La censura, señora por la que no pasan los años ni los siglos, consideró que presentar, así como así, el asesinato de un rey no era cosa conveniente. Entonces, la acción de Gustavo III fue trasladada a Boston, el siglo XVIII se convirtió en XVII y el rey en el conde Ricardo, simple gobernador de la ciudad americana. Y todos contentos... menos los autores. En París, la solución fue diversa, que por algo los franceses son nuestros vecinos y gustan de temas españoles: todo pasaba en la Nápoles española y el asesinado no era ni Gustavo III ni el conde Ricardo, sino nada menos que Olivares. Fue Edwar Dent, el musicólogo amigo de Falla, quien restituyó las cosas a su origen al traducir la ópera verdiana para su representación en el Covent Garden de 1952. ¿Qué decirles de Estocolmo? Bajo el titulo de Maskeradbalen -a partir de 1958- se hace figurar el nombre del tercero de sus Gustavos y los personajes vuelven a ser lo que en la historia fueron. Para mayor autenticidad, Il ballo que he escuchado en la ópera de la capital sueca fue cantado en la lengua de aquella nación, lo que produce cierto efecto extraño, dada la lejanía del idioma con el italiano y dada, también, la dependencia que Verdi estableció entre pentagramas y palabras, lo que los tratadistas latinos denominan vocalitá.

Gustavo III en su tierra

Con todo, la ópera de Verdi se mantiene en pie como lo que es: un capolavoro. El anuncio de la inmediata forza, la revisión de Mactíeth y Don Carlo. Lo dramático adquiere una profundidad que todo lo invade: voces, orquesta, acciones. El compositor interpreta la psicología de los personajes y los estados dominantes de las situaciones. Alcanza una unidad en la que ninguno de los elementos se somete servilmente a los demás. Hay en la buena ópera de Verdi ese punto de expectación propio del teatro y la expresividad, la apertura de horizontes, característica de la música. Al mismo tiempo, todo se logra con simplicidad, sin amontonamiento de recursos. Como dice Russo: «El arte no nace, sino que se convierte en ingenuo a través de un proceso de purificación y sublimación.»

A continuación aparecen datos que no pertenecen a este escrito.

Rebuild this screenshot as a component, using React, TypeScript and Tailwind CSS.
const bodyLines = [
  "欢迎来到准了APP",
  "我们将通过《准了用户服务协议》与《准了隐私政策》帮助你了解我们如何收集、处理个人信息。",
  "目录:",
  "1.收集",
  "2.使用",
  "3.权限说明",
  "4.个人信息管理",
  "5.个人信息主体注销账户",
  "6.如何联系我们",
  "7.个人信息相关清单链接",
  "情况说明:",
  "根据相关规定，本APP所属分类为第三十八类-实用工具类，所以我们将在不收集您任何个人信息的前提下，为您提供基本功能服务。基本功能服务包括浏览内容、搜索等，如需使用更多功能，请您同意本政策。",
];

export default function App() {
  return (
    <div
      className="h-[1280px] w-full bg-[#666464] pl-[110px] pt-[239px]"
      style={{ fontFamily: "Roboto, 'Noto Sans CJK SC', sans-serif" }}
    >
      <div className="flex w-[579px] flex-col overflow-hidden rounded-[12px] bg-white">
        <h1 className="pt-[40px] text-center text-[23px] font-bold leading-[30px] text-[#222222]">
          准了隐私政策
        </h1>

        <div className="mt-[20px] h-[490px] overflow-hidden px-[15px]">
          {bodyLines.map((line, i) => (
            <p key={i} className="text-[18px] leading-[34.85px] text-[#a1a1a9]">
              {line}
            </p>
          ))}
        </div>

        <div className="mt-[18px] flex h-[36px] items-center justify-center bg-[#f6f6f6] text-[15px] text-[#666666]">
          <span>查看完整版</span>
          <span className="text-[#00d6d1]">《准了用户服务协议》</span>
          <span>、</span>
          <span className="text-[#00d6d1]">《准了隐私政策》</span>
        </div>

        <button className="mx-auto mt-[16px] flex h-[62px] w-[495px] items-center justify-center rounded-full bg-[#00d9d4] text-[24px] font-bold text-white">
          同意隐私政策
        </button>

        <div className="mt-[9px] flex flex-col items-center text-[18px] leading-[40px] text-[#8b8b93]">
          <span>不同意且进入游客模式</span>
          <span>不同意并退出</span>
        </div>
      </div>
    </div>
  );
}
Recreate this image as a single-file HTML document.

Cuando Verdi, con la brevedad de un motivo, con el color de un instrumento, nos sitúa dramáticamente en el punto exacto, nos parece adivinar un proceso previo de búsqueda y depuración. Este Verdi admirable de Un ballo in maschera está en condiciones de enfrentarse con Shakespeare, como lo hará al final de su carrera operística en Fastaff y Otello. No se ha desprendido todavía del misterio mágico de¡ Trovador y mantiene con claridad los contrastes que apunta Bekker: fuerza heroica y ágil bravura contra lirismo enamorado. La ópera verdiana constituye una solución completa, total, en la que teatro y música intercambian sus valores: cuanto sucede en escena es, por sustancia, musical; lo que suena en el foso es, por naturaleza, teatral.

Escuchar Gustavo III en Estocolmo es como asistir a Carmen en Sevilla o a La vida breve en Granada. No se trata de una ópera tipista, pero el ambiente del viejo Estocolmo, la sinfonía de tierras y aguas, la belleza recoleta e ese teatro pequeño, la actitud de un público que siente la obra como suya, añade algo de autenticidad al folletín de la historia. Por otra parte, la representación, apoyada en una excelente orquesta y en unos avezados coros, protagonizada, si no por grandes divos, sí por magníficos profesionales, el montaje escénico (Gentele), la coreografía (Skeaping), se ciñen a los imperativos de un teatro estable, el mejor -sin duda- de los países nórdicos. No es mayor, sino menor que la Zarzuela, el teatro Real de la Opera de Estocolmo, lo que con firma mi teoría de que esto de la ópera en Madrid es más cosa de querer que de poder. Junto a Verdi, dentro de unos días, se estrena la ópera de Ligeti con lo que el ayer y el hoy se dan la mano ante un público entusiasta que, cada noche, colma la sala para apludir a Skawonius, Petterson, Blanc, Hallin y Falknian, todos ellos dirigidos por el eficiente y siempre musical maestro Elio Boncompagni, Asistí a la representación número 203 de Un ballo, desde que fue reintegrado su argumento al escenario original y el conde Ricardo, de Boston, cedió su puesto al primitivo y auténtico Gustavo III.